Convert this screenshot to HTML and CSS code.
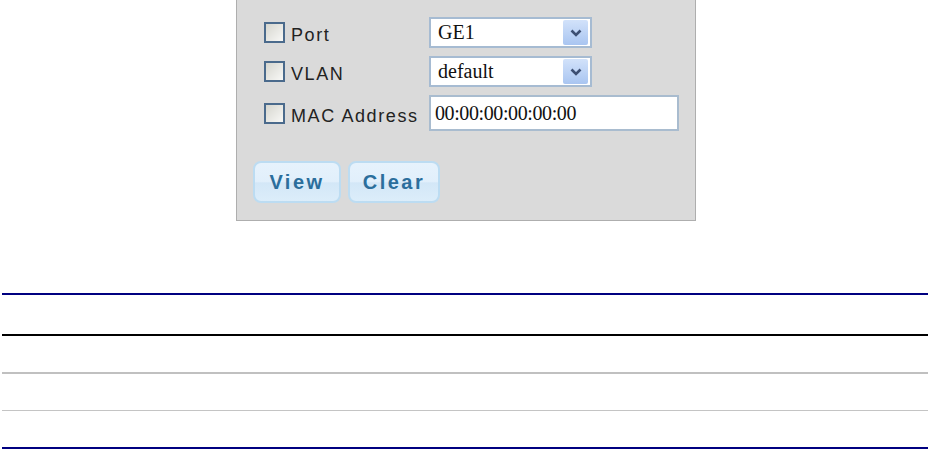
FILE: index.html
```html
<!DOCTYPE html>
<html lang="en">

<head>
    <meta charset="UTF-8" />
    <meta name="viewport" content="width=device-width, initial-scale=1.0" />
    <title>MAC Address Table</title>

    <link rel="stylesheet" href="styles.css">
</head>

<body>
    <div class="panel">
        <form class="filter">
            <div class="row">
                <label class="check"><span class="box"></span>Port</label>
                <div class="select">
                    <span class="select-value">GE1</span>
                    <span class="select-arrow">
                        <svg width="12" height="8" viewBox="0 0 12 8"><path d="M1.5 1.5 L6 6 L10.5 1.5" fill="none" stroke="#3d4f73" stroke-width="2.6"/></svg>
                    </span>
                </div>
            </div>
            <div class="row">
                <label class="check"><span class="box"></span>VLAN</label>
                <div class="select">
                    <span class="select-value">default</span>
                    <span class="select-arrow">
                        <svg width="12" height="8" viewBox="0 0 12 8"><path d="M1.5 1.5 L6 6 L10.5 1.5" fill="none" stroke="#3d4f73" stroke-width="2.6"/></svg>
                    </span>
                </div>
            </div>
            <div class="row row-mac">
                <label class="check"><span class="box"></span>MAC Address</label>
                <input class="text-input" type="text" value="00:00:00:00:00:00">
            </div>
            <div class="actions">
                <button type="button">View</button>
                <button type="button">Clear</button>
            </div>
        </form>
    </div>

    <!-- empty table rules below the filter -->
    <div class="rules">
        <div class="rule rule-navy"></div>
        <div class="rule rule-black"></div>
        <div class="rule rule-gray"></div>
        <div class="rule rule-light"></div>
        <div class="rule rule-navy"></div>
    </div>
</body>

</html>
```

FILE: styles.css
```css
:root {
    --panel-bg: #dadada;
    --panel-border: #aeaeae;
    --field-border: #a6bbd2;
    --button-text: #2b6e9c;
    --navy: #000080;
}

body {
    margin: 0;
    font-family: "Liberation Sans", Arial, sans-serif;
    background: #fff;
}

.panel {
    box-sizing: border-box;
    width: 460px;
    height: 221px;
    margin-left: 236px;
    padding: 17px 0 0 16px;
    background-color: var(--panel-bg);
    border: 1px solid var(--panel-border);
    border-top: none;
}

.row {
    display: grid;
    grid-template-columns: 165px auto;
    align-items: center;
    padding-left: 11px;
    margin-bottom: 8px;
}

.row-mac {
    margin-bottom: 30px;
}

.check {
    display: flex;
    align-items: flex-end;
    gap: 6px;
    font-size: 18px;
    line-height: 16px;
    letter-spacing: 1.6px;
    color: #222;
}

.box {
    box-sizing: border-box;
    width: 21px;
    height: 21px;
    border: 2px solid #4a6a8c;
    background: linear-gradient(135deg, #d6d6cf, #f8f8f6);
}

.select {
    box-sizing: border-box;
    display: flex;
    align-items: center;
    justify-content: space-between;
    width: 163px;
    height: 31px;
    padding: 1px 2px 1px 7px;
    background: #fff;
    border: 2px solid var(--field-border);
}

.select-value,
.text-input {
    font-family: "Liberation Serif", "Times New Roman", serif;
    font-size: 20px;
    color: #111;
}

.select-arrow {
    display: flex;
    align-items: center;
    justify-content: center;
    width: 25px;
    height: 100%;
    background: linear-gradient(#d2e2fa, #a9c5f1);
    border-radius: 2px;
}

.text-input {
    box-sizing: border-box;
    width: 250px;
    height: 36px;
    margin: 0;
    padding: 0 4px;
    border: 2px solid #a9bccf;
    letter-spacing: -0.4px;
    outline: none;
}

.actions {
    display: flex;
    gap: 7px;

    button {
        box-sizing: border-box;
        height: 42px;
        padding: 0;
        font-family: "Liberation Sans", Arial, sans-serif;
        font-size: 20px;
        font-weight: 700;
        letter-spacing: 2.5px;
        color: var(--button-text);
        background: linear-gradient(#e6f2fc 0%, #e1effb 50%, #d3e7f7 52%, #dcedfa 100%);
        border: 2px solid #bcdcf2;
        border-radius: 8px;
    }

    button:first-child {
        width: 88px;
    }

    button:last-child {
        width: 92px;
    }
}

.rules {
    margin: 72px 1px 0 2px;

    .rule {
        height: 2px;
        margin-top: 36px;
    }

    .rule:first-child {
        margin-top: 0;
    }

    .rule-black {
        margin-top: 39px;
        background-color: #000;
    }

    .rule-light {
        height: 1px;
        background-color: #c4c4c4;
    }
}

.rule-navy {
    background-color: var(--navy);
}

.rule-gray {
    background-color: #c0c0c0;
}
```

......

## Problem requirements
Copy each line in full and exactly, omitting any picture.

## Answer to the problem
Convert this screenshot to HTML and CSS code.
FILE: index.html
```html
<!DOCTYPE html>
<html lang="en">

<head>
    <meta charset="UTF-8" />
    <meta name="viewport" content="width=device-width, initial-scale=1.0" />
    <title>MAC Address Table</title>

    <link rel="stylesheet" href="styles.css">
</head>

<body>
    <div class="panel">
        <form class="filter">
            <div class="row">
                <label class="check"><span class="box"></span>Port</label>
                <div class="select">
                    <span class="select-value">GE1</span>
                    <span class="select-arrow">
                        <svg width="12" height="8" viewBox="0 0 12 8"><path d="M1.5 1.5 L6 6 L10.5 1.5" fill="none" stroke="#3d4f73" stroke-width="2.6"/></svg>
                    </span>
                </div>
            </div>
            <div class="row">
                <label class="check"><span class="box"></span>VLAN</label>
                <div class="select">
                    <span class="select-value">default</span>
                    <span class="select-arrow">
                        <svg width="12" height="8" viewBox="0 0 12 8"><path d="M1.5 1.5 L6 6 L10.5 1.5" fill="none" stroke="#3d4f73" stroke-width="2.6"/></svg>
                    </span>
                </div>
            </div>
            <div class="row row-mac">
                <label class="check"><span class="box"></span>MAC Address</label>
                <input class="text-input" type="text" value="00:00:00:00:00:00">
            </div>
            <div class="actions">
                <button type="button">View</button>
                <button type="button">Clear</button>
            </div>
        </form>
    </div>

    <!-- empty table rules below the filter -->
    <div class="rules">
        <div class="rule rule-navy"></div>
        <div class="rule rule-black"></div>
        <div class="rule rule-gray"></div>
        <div class="rule rule-light"></div>
        <div class="rule rule-navy"></div>
    </div>
</body>

</html>
```

FILE: styles.css
```css
:root {
    --panel-bg: #dadada;
    --panel-border: #aeaeae;
    --field-border: #a6bbd2;
    --button-text: #2b6e9c;
    --navy: #000080;
}

body {
    margin: 0;
    font-family: "Liberation Sans", Arial, sans-serif;
    background: #fff;
}

.panel {
    box-sizing: border-box;
    width: 460px;
    height: 221px;
    margin-left: 236px;
    padding: 17px 0 0 16px;
    background-color: var(--panel-bg);
    border: 1px solid var(--panel-border);
    border-top: none;
}

.row {
    display: grid;
    grid-template-columns: 165px auto;
    align-items: center;
    padding-left: 11px;
    margin-bottom: 8px;
}

.row-mac {
    margin-bottom: 30px;
}

.check {
    display: flex;
    align-items: flex-end;
    gap: 6px;
    font-size: 18px;
    line-height: 16px;
    letter-spacing: 1.6px;
    color: #222;
}

.box {
    box-sizing: border-box;
    width: 21px;
    height: 21px;
    border: 2px solid #4a6a8c;
    background: linear-gradient(135deg, #d6d6cf, #f8f8f6);
}

.select {
    box-sizing: border-box;
    display: flex;
    align-items: center;
    justify-content: space-between;
    width: 163px;
    height: 31px;
    padding: 1px 2px 1px 7px;
    background: #fff;
    border: 2px solid var(--field-border);
}

.select-value,
.text-input {
    font-family: "Liberation Serif", "Times New Roman", serif;
    font-size: 20px;
    color: #111;
}

.select-arrow {
    display: flex;
    align-items: center;
    justify-content: center;
    width: 25px;
    height: 100%;
    background: linear-gradient(#d2e2fa, #a9c5f1);
    border-radius: 2px;
}

.text-input {
    box-sizing: border-box;
    width: 250px;
    height: 36px;
    margin: 0;
    padding: 0 4px;
    border: 2px solid #a9bccf;
    letter-spacing: -0.4px;
    outline: none;
}

.actions {
    display: flex;
    gap: 7px;

    button {
        box-sizing: border-box;
        height: 42px;
        padding: 0;
        font-family: "Liberation Sans", Arial, sans-serif;
        font-size: 20px;
        font-weight: 700;
        letter-spacing: 2.5px;
        color: var(--button-text);
        background: linear-gradient(#e6f2fc 0%, #e1effb 50%, #d3e7f7 52%, #dcedfa 100%);
        border: 2px solid #bcdcf2;
        border-radius: 8px;
    }

    button:first-child {
        width: 88px;
    }

    button:last-child {
        width: 92px;
    }
}

.rules {
    margin: 72px 1px 0 2px;

    .rule {
        height: 2px;
        margin-top: 36px;
    }

    .rule:first-child {
        margin-top: 0;
    }

    .rule-black {
        margin-top: 39px;
        background-color: #000;
    }

    .rule-light {
        height: 1px;
        background-color: #c4c4c4;
    }
}

.rule-navy {
    background-color: var(--navy);
}

.rule-gray {
    background-color: #c0c0c0;
}
```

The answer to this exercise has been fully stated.